Historical and Current Data

What I’ve discussed above is all based on historical data; however, using aggregation of historical and current data – like your present location software has the ability to automatically populate travel expenses, field service work reports, and even suggest additional maintenance work do be done as part of a field service visit.

Some examples of where self-driving ERP will add significant value:

Expense Reports

Expense reporting is a great example of an administrative task that lends itself to self-driving software. In the future systems will automatically create line items in an expense report based on the scanning of a receipt.

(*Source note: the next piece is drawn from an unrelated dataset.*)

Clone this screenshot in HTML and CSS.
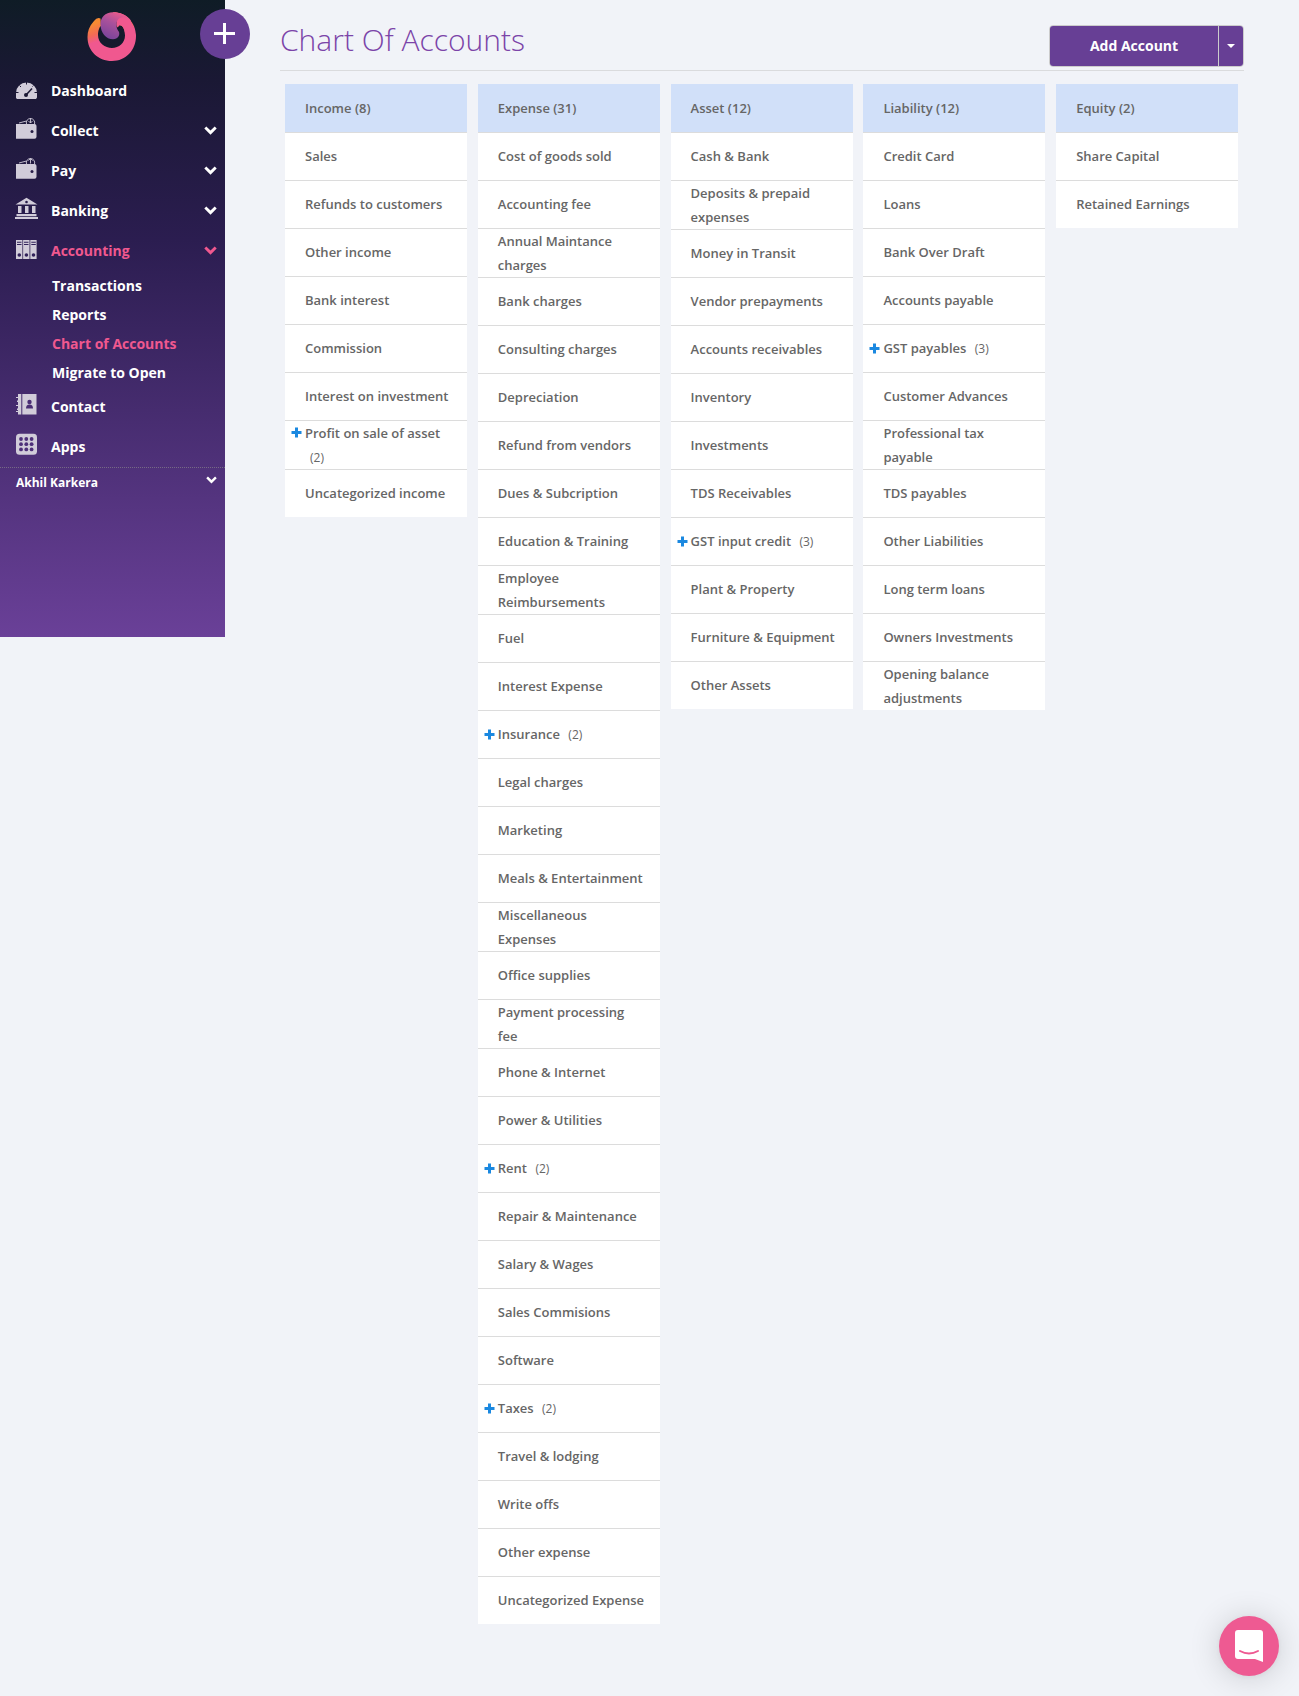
FILE: index.html
```html
<!DOCTYPE html>
<html lang="en">
<head>
<meta charset="utf-8">
<title>Chart Of Accounts</title>
<link rel="stylesheet" href="styles.css">
</head>
<body>
<svg class="defs" width="0" height="0" aria-hidden="true">
  <symbol id="chevron" viewBox="0 0 13 9"><path d="M.3 2.5 2.3.5l4.2 4.1L10.7.5l2 2-6.2 6.2z" fill="currentColor"/></symbol>
  <symbol id="plus" viewBox="0 0 11 11"><path d="M4 .5h3V4h3.5v3H7v3.500H4V7H.5V4H4z" fill="currentColor"/></symbol>
</svg>
<div class="app">
  <aside class="sidebar">
    <button class="create" aria-label="Create"><svg width="21" height="21" viewBox="0 0 21 21"><path d="M9 0h3v9h9v3h-9v9H9v-9H0V9h9z" fill="#fff"/></svg></button>
    <div class="brand">
      <svg width="49" height="50" viewBox="0 0 49 50">
        <defs>
          <linearGradient id="ring" x1="0" y1="0" x2=".35" y2="1"><stop offset=".25" stop-color="#f68b33"/><stop offset=".45" stop-color="#f26b55"/><stop offset=".6" stop-color="#f0588f"/></linearGradient>
          <linearGradient id="drop" x1=".85" y1="0" x2=".35" y2="1"><stop offset=".1" stop-color="#ea5a8d"/><stop offset=".5" stop-color="#a8519b"/><stop offset="1" stop-color="#7b449b"/></linearGradient>
        </defs>
        <path d="M13.500 6.500Q10 5 7 9 .5 16 .5 25C.5 39 11 49 25 49S49 38 49 24C49 10 38 .3 26 .3L30 10c-1 4 0 6 1 5 1-2 2-2 4-1 2 2 3 6 3 9.500C38 31 32 36 25 36S11 31 11 23c0-5 2-9 3-9z" fill="url(#ring)"/>
        <path d="M26 .3C33 .3 40 3 43.500 8L49 24 40 26 38 23C38 19 37 16 35 14 33 13 32 13 31 15 29 15 29 9 31 6z" fill="#f0588f"/>
        <path d="M26 .3C18 .3 13.500 6 13.500 12c0 9 5.500 15.300 12.500 15.300 5 0 7-4.300 6-7.300-1-2-2.500-3-2.500-7S31 6 35 5.500c3-.5 6 .5 8.500 2.500C38 2.500 32 .3 26 .3z" fill="url(#drop)"/>
      </svg>
    </div>
    <nav class="menu">
      <a class="item"><svg class="icon" viewBox="0 0 24 24"><path d="M1 21V16A10.500 10.500 0 0 1 22 16v4.500l-1 1.500H2z"/><g stroke="#1b1834" fill="none"><path d="M11.500 5v2.500M4.500 8.500l1.500 1.500M18.500 8.500l-1 1M1 15.500h2.500M22 15.500h-2.500"/><path d="M11 18l6-6.500" stroke-width="1.500"/></g><circle cx="11" cy="18" r="2" fill="#1b1834"/></svg><span>Dashboard</span></a>
      <a class="item"><svg class="icon" viewBox="0 0 24 24"><path d="M1 7h18.500q2 0 2 2v10.700q0 2-2 2H1z"/><path d="M4 6l7.500-2M11.500 7a4.200 4.200 0 1 1 8 0M15.500 1v5M13.500 4l2 2 2-2" fill="none" stroke="#d1ccd9" stroke-width=".9"/><circle cx="17" cy="14.500" r="1.500" fill="#251c43"/></svg><span>Collect</span><svg class="chev"><use href="#chevron"/></svg></a>
      <a class="item"><svg class="icon" viewBox="0 0 24 24"><path d="M1 7h18.500q2 0 2 2v10.700q0 2-2 2H1z"/><path d="M4 6l7.500-2M11.500 7a4.200 4.200 0 1 1 8 0M15.500 1.500v5M13.500 3.500l2-2 2 2" fill="none" stroke="#d1ccd9" stroke-width=".9"/><circle cx="17" cy="14.500" r="1.500" fill="#291d49"/></svg><span>Pay</span><svg class="chev"><use href="#chevron"/></svg></a>
      <a class="item"><svg class="icon" viewBox="0 0 24 24"><path fill-rule="evenodd" d="M11.500.8 22.500 7.500H.5zM11.500 3.700a1.300 1.300 0 1 0 .01 0zM3 9h3.500v7H3zM10 9h3.500v7H10zM17 9h3.500v7H17zM1.500 17h20v2.300h-20zM0 20h23v2H0z"/></svg><span>Banking</span><svg class="chev"><use href="#chevron"/></svg></a>
      <a class="item active"><svg class="icon" viewBox="0 0 24 24"><path d="M1 3h20.500v19H1z" opacity=".4"/><path d="M1 3h6v19H1zM8.200 3h6v19h-6zM15.500 3h6v19h-6z"/><g fill="#31215a"><path d="M2 4.800h4.500v1H2zM9 4.800h4.500v1H9zM16.300 4.800h4.500v1h-4.500zM2 7h4.500v1H2zM9 7h4.500v1H9zM16.300 7h4.500v1h-4.500z"/><circle cx="4.300" cy="18" r="1.800"/><circle cx="11.400" cy="18" r="1.800"/><circle cx="18.500" cy="18" r="1.800"/></g></svg><span>Accounting</span><svg class="chev"><use href="#chevron"/></svg></a>
      <div class="submenu">
        <a>Transactions</a>
        <a>Reports</a>
        <a class="active">Chart of Accounts</a>
        <a>Migrate to Open</a>
      </div>
      <a class="item"><svg class="icon" viewBox="0 0 24 24"><path d="M3 1h3.300v20.500H3zM7.300 1H21.500v20.500H7.300zM1 4h2v1H1zM2 7.500h2v1.500H2zM1 12h2v1H1zM2 15.500h2V17H2zM1 18h2v1H1z"/><g fill="#4a2e74"><circle cx="14.500" cy="9" r="2.200"/><path d="M11 15.500q0-4 3.500-4t3.500 4z"/></g></svg><span>Contact</span></a>
      <a class="item"><svg class="icon" viewBox="0 0 24 24"><rect x="1" y=".7" width="21" height="21" rx="3.500"/><g fill="#4e3079"><circle cx="6" cy="6" r="1.900"/><circle cx="11.300" cy="6" r="1.900"/><circle cx="16.600" cy="6" r="1.900"/><circle cx="6" cy="11.200" r="1.900"/><circle cx="11.300" cy="11.200" r="1.900"/><circle cx="16.600" cy="11.200" r="1.900"/><circle cx="6" cy="16.400" r="1.900"/><circle cx="11.300" cy="16.400" r="1.900"/><circle cx="16.600" cy="16.400" r="1.900"/></g></svg><span>Apps</span></a>
    </nav>
    <div class="user"><span>Akhil Karkera</span><svg class="chev"><use href="#chevron"/></svg></div>
  </aside>
  <main class="content">
    <header class="page-head">
      <h1>Chart Of Accounts</h1>
      <div class="split-button"><button class="add">Add Account</button><button class="caret" aria-label="More"></button></div>
    </header>
    <div class="columns">
      <section class="column">
        <h2>Income (8)</h2>
        <ul>
          <li><div>Sales</div></li>
          <li><div>Refunds to customers</div></li>
          <li><div>Other income</div></li>
          <li><div>Bank interest</div></li>
          <li><div>Commission</div></li>
          <li><div>Interest on investment</div></li>
          <li><div><svg class="plus"><use href="#plus"/></svg>Profit on sale of asset <span class="count">(2)</span></div></li>
          <li><div>Uncategorized income</div></li>
        </ul>
      </section>
      <section class="column">
        <h2>Expense (31)</h2>
        <ul>
          <li><div>Cost of goods sold</div></li>
          <li><div>Accounting fee</div></li>
          <li><div>Annual Maintance charges</div></li>
          <li><div>Bank charges</div></li>
          <li><div>Consulting charges</div></li>
          <li><div>Depreciation</div></li>
          <li><div>Refund from vendors</div></li>
          <li><div>Dues &amp; Subcription</div></li>
          <li><div>Education &amp; Training</div></li>
          <li><div>Employee Reimbursements</div></li>
          <li><div>Fuel</div></li>
          <li><div>Interest Expense</div></li>
          <li><div><svg class="plus"><use href="#plus"/></svg>Insurance <span class="count">(2)</span></div></li>
          <li><div>Legal charges</div></li>
          <li><div>Marketing</div></li>
          <li><div>Meals &amp; Entertainment</div></li>
          <li><div>Miscellaneous Expenses</div></li>
          <li><div>Office supplies</div></li>
          <li><div>Payment processing fee</div></li>
          <li><div>Phone &amp; Internet</div></li>
          <li><div>Power &amp; Utilities</div></li>
          <li><div><svg class="plus"><use href="#plus"/></svg>Rent <span class="count">(2)</span></div></li>
          <li><div>Repair &amp; Maintenance</div></li>
          <li><div>Salary &amp; Wages</div></li>
          <li><div>Sales Commisions</div></li>
          <li><div>Software</div></li>
          <li><div><svg class="plus"><use href="#plus"/></svg>Taxes <span class="count">(2)</span></div></li>
          <li><div>Travel &amp; lodging</div></li>
          <li><div>Write offs</div></li>
          <li><div>Other expense</div></li>
          <li><div>Uncategorized Expense</div></li>
        </ul>
      </section>
      <section class="column">
        <h2>Asset (12)</h2>
        <ul>
          <li><div>Cash &amp; Bank</div></li>
          <li><div>Deposits &amp; prepaid expenses</div></li>
          <li><div>Money in Transit</div></li>
          <li><div>Vendor prepayments</div></li>
          <li><div>Accounts receivables</div></li>
          <li><div>Inventory</div></li>
          <li><div>Investments</div></li>
          <li><div>TDS Receivables</div></li>
          <li><div><svg class="plus"><use href="#plus"/></svg>GST input credit <span class="count">(3)</span></div></li>
          <li><div>Plant &amp; Property</div></li>
          <li><div>Furniture &amp; Equipment</div></li>
          <li><div>Other Assets</div></li>
        </ul>
      </section>
      <section class="column">
        <h2>Liability (12)</h2>
        <ul>
          <li><div>Credit Card</div></li>
          <li><div>Loans</div></li>
          <li><div>Bank Over Draft</div></li>
          <li><div>Accounts payable</div></li>
          <li><div><svg class="plus"><use href="#plus"/></svg>GST payables <span class="count">(3)</span></div></li>
          <li><div>Customer Advances</div></li>
          <li><div>Professional tax payable</div></li>
          <li><div>TDS payables</div></li>
          <li><div>Other Liabilities</div></li>
          <li><div>Long term loans</div></li>
          <li><div>Owners Investments</div></li>
          <li><div>Opening balance adjustments</div></li>
        </ul>
      </section>
      <section class="column">
        <h2>Equity (2)</h2>
        <ul>
          <li><div>Share Capital</div></li>
          <li><div>Retained Earnings</div></li>
        </ul>
      </section>
    </div>
  </main>
</div>
<button class="chat" aria-label="Chat"><svg width="28" height="32" viewBox="0 0 28 32"><path d="M3 0h22q3 0 3 3v29l-8-3H3q-3 0-3-3V3q0-3 3-3z" fill="#fff"/><path d="M5 21q9 5 18 0" fill="none" stroke="#ee5a92" stroke-width="2" stroke-linecap="round"/></svg></button>
</body>
</html>
```
FILE: styles.css
```css
* { box-sizing: border-box; }
body {
  margin: 0;
  min-height: 1696px;
  background: #f1f3f8;
  color: #666;
  font: 600 13px/24px "Open Sans", sans-serif;
}
.defs { position: absolute; }
button { border: 0; padding: 0; font-family: inherit; }
.app { display: flex; align-items: flex-start; }

.sidebar {
  position: relative;
  flex: none;
  width: 225px;
  height: 637px;
  background: linear-gradient(#0f1c26 0, #1a1834 80px, #2b1d50 240px, #6a4098 637px);
  color: #fff;
}
.create {
  position: absolute;
  left: 199.5px;
  top: 8.5px;
  width: 50px;
  height: 50px;
  display: grid;
  place-items: center;
  border-radius: 50%;
  background: #673f95;
}
.brand { height: 71px; padding: 12px 0 0 87px; }
.brand svg { display: block; }
.item {
  display: flex;
  align-items: center;
  height: 40px;
  padding: 0 8px 0 15px;
  font-size: 14px;
  font-weight: 700;
}
.icon { width: 24px; height: 24px; margin-right: 12px; margin-top: -4px; fill: #d1ccd9; overflow: visible; }
.chev { width: 13px; height: 9px; margin-left: auto; margin-top: -2px; }
.active { color: #f0588f; }
.submenu { padding-left: 52px; font-size: 14px; font-weight: 700; }
.submenu a { display: block; height: 29px; line-height: 29px; }
.user {
  display: flex;
  align-items: center;
  height: 30px;
  padding: 0 8px 0 16px;
  border-top: 1px dotted #766985;
  font-size: 12px;
  font-weight: 700;
}
.user .chev { width: 11px; height: 8px; margin-top: -5px; }

.content { width: 964px; margin-left: 55px; }
.page-head {
  display: flex;
  justify-content: space-between;
  height: 71px;
  border-bottom: 1px solid #dadbdd;
}
h1 { margin: 16px 0 0; font-size: 30px; line-height: 48px; font-weight: 300; color: #7b44a8; }
.split-button {
  display: flex;
  width: 195px;
  height: 42px;
  margin-top: 25px;
  border: 1px solid #ccc;
  border-radius: 4px;
  overflow: hidden;
}
.split-button button { background: #673f95; color: #fff; }
.split-button .add { flex: 1; padding-bottom: 2px; font-size: 14px; font-weight: 700; }
.split-button .caret { width: 25px; border-left: 1px solid #ccc; display: grid; place-items: center; }
.caret::before { content: ""; border: 4px solid transparent; border-top-color: #fff; border-bottom: 0; }

.columns {
  display: grid;
  grid-template-columns: repeat(5, 182px);
  column-gap: 10.8px;
  align-items: start;
  padding: 13px 0 0 5px;
}
h2 { margin: 0; height: 48px; padding-left: 20px; background: #d1e0f9; font-size: 13px; line-height: 48px; font-weight: 600; }
ul { margin: 0; padding: 0; list-style: none; background: #fff; }
li {
  display: flex;
  align-items: center;
  min-height: 48px;
  padding: 0 15px 0 20px;
  border-top: 1px solid #dcdcdc;
}
li div { position: relative; top: -.4px; }
.plus { position: absolute; left: -14px; top: 6.6px; width: 11px; height: 11px; color: #1a88e0; }
.count { margin-left: 5px; font-size: 12px; line-height: 1; font-weight: 400; }

.chat {
  position: fixed;
  left: 1219px;
  top: 1616px;
  width: 60px;
  height: 60px;
  display: grid;
  place-items: center;
  border-radius: 50%;
  background: #ee5a92;
  box-shadow: 0 1px 6px rgba(0, 0, 0, .06), 0 2px 32px rgba(0, 0, 0, .16);
}
```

By extracting the address the system can gauge what the item is and based on the time know if it’s breakfast, lunch or dinner. Essentially populating the complete line. Rather than having to store the receipt, go into the system and enter expense type, date, amount, all the user has to do is photograph the receipt.

Field Service

Within field service, systems can schedule maintenance visits for equipment based on the previous maintenance of similar equipment at other customers. Also, if a visit is already planned, it may prove more economical to – pro-actively – service other equipment while already on-site.

The future is here

Previously analyzing massive amounts of data was expensive due to the amount of data storage and computational power required. However, due to ever decreasing prices on storage and CPU, running advanced algorithms becomes more accessible enabling inclusion of semi-intelligent agents into a vast majority of the functionality within enterprise software. Customers will benefit from being able to focus on running their businesses and serving their clients rather than the tedious mechanics of maintaining the ERP.

This is why we focus on developing enterprise software that allows customers to focus on their business instead of focusing on the software, by making it completely self-driving. We’re already starting to deliver this in our software.